Aus kostenrechtlicher Sicht ist die Unterscheidung von Gesamtvergleich, Mehrvergleich und bloßer Protokollierung für das Festsetzungsverfahren unabdingbar, wenn es um die Entstehung der Einigungsgebühr geht. Allzu oft wird – wie auch vorliegend – dies nicht thematisiert.
Auch das LSG Nordrhein-Westfalen übersieht vorliegend, dass im Falle gemeinsamer einheitlicher Protokollierung eines einzigen Vergleiches, in welchem mehrere Rechtsstreitigkeiten "miterledigt" werden, aus kostenrechtlicher Sicht eben nicht mehrere Vergleiche in jeder Rechtssache vorliegen, sondern vielmehr ein einziger Vergleich in Form eines Gesamtvergleichs.
1. Mehrvergleich
Bei einem "Mehrvergleich" werden in der vorliegenden Sache fremde, nicht anhängige Streitgegenstände miteinbezogen und damit miterledigt.

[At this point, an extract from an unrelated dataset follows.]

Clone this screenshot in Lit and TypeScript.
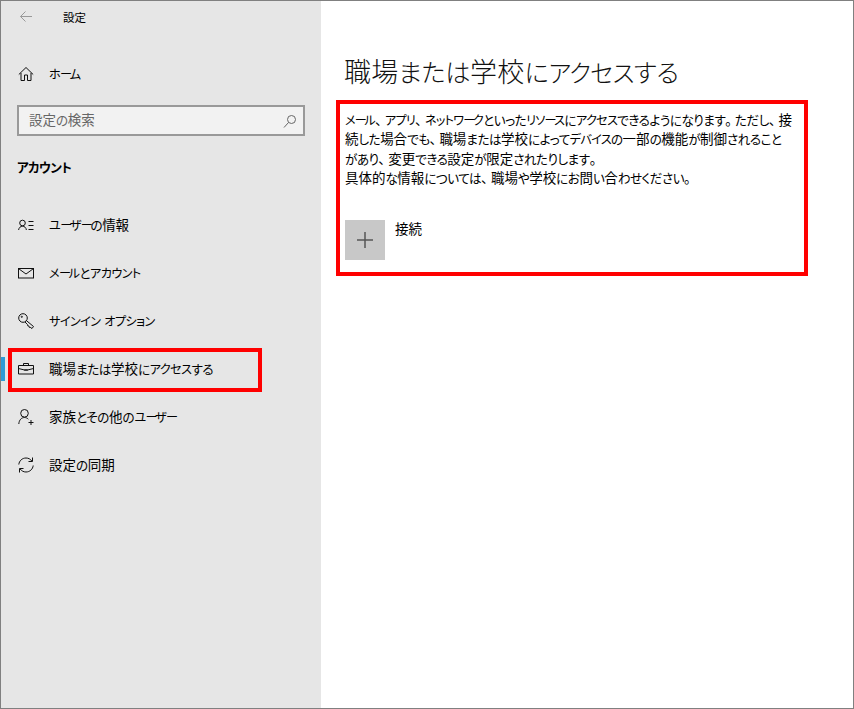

In einem Mehrvergleich treffen die Beteiligten also über den eigentlichen Streitgegenstand hinaus weitere Regelungen.
Die Anwendung der Regelung des § 15 Abs. 3 RVG infolge des "Mitvergleichens" und der Entstehung der Nrn. 1003 (1,0) und 1000 (1,5) VV wie bei Wertgebühren gibt es in der Doktrin der Betragsrahmengebühren nicht.
Ein Mehrvergleich führt nicht zu einer Erhöhung der Einigungsgebühr, da für diese allein die Erledigung des streitgegenständlichen Verfahrens maßgeblich ist (Hessisches LSG, Beschl. v. 23.6.2014 – L 2 AS 568/13 B).
Nach der Anm. Abs. 1 zu Nr. 1006 VV bestimmt sich die Gebühr einheitlich nach dieser Vorschrift, wenn in die Einigung Ansprüche einbezogen werden, die nicht in diesem Verfahren rechtshängig sind. Maßgebend für die Höhe der Gebühr ist die im Einzelfall bestimmte Verfahrensgebühr in der Angelegenheit, in der die Einigung erfolgt. Die Einigungsgebühr ist demnach immer an die Verfahrensgebühr gekoppelt.
Vielmehr müsste sich hier der Mehraufwand in den Kriterien des § 14 RVG niederschlagen, um so die anwaltliche Tätigkeit in Gestalt der Einigungsgebühr durch Erhöhung der Verfahrensgebühr zu honorieren.
2. Gesamtvergleich
Bei einem "Gesamtvergleich" handelt es sich um eine einheitliche Einigung, in welcher mehrere in anderen Streitverfahren anhängige Gegenstände miterledigt werden.
Ob aus Gründen der Übersichtlichkeit oder der Arbeitserleichterung nur eine Vergleichsniederschrift in einem Verfahren gefertigt wird, kann dahingestellt bleiben. Denn der Abschluss eines einzigen einheitlichen gerichtlichen Vergleichs über mehrere Rechtstreitigkeiten bringt den übereinstimmenden Willen der Beteiligten und auch des Gerichts zum Ausdruck, die Angelegenheiten hinsichtlich der Erledigung als miteinander verbunden anzusehen sowie einer einheitlichen gemeinsamen Einigung zuzuführen um somit dem Grundsatz der Kostensparenden Prozessführung gerecht zu werden.
Die Einigungsgebühr entsteht hier aufgrund der Anmerkung Abs. 1 zu Nr. 1006 VV ebenfalls i.H.d. Verfahrensgebühr des Verfahrens, in welchem die Einigung erzielt worden ist.
3. Gemeinsame Protokollierung
Dies zu unterscheiden gilt es von einer bloßen gemeinsamen Protokollierung der Einigungen mehrerer Rechtsstreitigkeiten. Hier ist unstreitig, dass für jede Einigung in jeder Rechtssache eigene Einigungsgebühren entstehen.
Es kommt daher – wie so oft – auf die Gestaltung des Vergleiches bzw. der Sitzungsniederschrift an. Derjenige, der hierauf achtet, ist also gut beraten.
Wird in jedem mitverhandelten Verfahren ein nur dieses Verfahren betreffender Vergleich geschlossen und dies auch entsprechend mit Aktenzeichen im Sitzungsprotokoll festgehalten, entstehen zweifelsfrei mehrere Einigungsgebühren.
Wird in einem Verfahren jedoch nur ein Vergleich als Gesamtvergleich geschlossen, welcher mehrere Verfahren betrifft, dann entsteht nur in dem Verfahren, in welchem die Einigung erfolgte, eine Einigungsgebühr.
Hierauf sollte also bei Protokollierung im Termin geachtet werden.